With all that under his belt, Badsha feels that he has not left too many stones unturned. If he had to do it all again, he’d still choose photography.

“You never set out to win accolades. You set out to win a story, that’s the most important thing. If somebody likes your work, buys your work and gives you a prize for the work, that’s secondary. Look, it’s nice but that is still all secondary. All you’re continuously concerned about is doing the next project, the next picture you’re going to take because what you’re doing essentially is self-expression.

“I have never really fantasised about another career but I would have loved to work more, travel more or had the advantage of going to an art school or a photography school. Looking back, I would have liked to be more reflective and not as impulsive and I’d pay more attention to my craft.

“Unlike a road builder… our work does not end at the end of a contract. When we were in the dark periods of oppression in this country our goal was to win freedom. We used our work to move and inspire people. It only really ends when you’re dead and they bury you.”

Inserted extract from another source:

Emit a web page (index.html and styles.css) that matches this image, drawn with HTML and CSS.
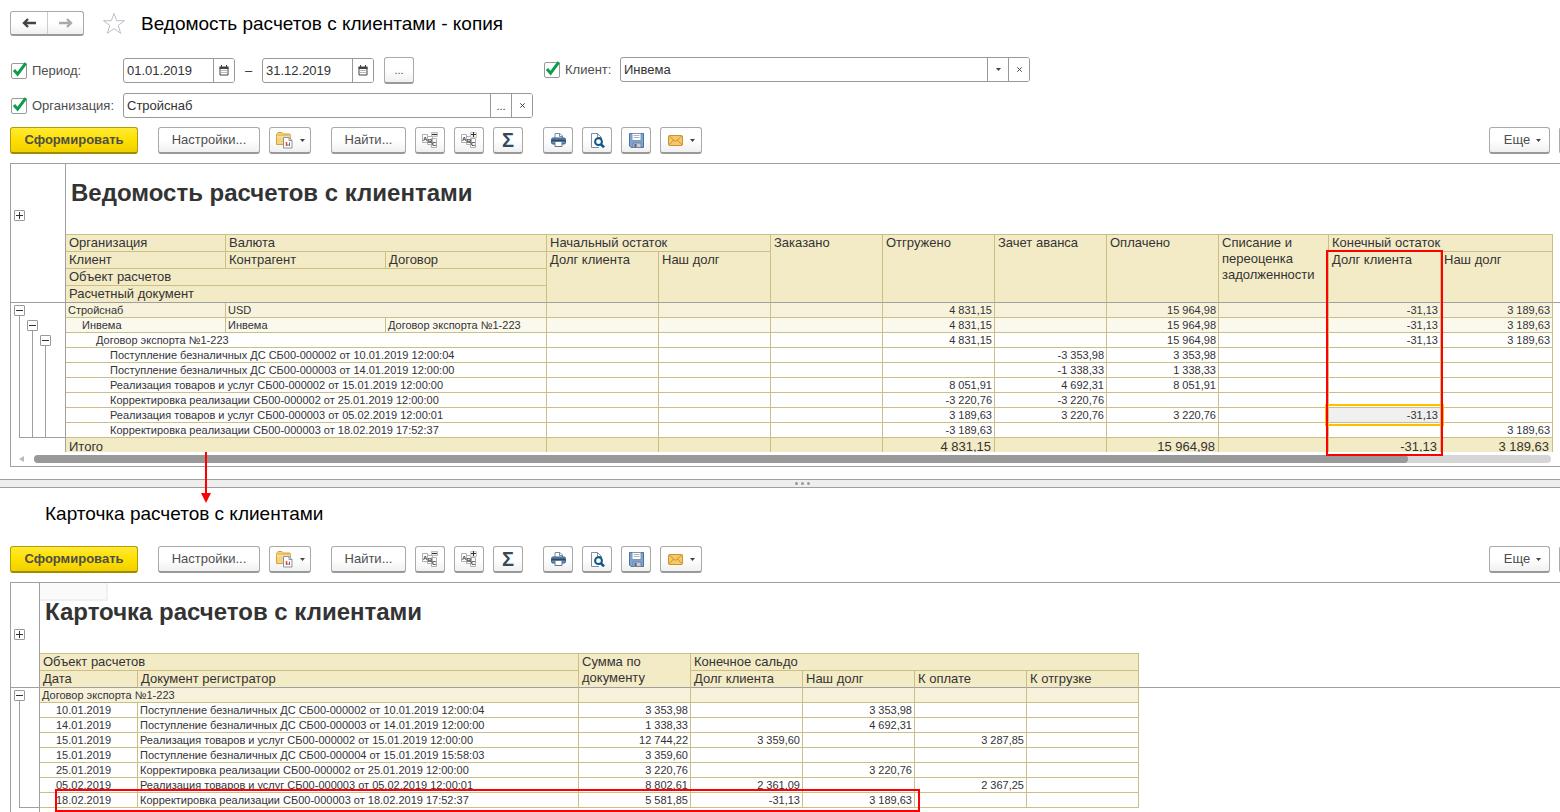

Chased girls, drank & swam

His mention of the past stirs my curiosity. What did the Struggle Generations do when they were not plotting to overthrow the apartheid government?

“Oh we had fun. I chased all the girls, drank, swam too,” Badsha replies jubilantly, “We had to be the way we were because the situation forced us to be that way. Your generation is more free that we were but you have enormous challenges facing you.”

It is in that moment when I feel he has helped me to visit that past with a clearer understanding.

I leave Woodstock looking forward to the next time I lay eyes on that Induna picture or any his work for that matter. I feel I’ve made strides toward my ‘visual interpretation’ education. I look forward to being a part of that revolution that will bring us new narratives of photography and indeed of ourselves. New ways of seeing myself in the story of my country.

And along the way I even got to understand that life during the apartheid era was not all doom and gloom.

Seedtime is currently on show at the Iziko South African National Gallery in Cape Town until August 2.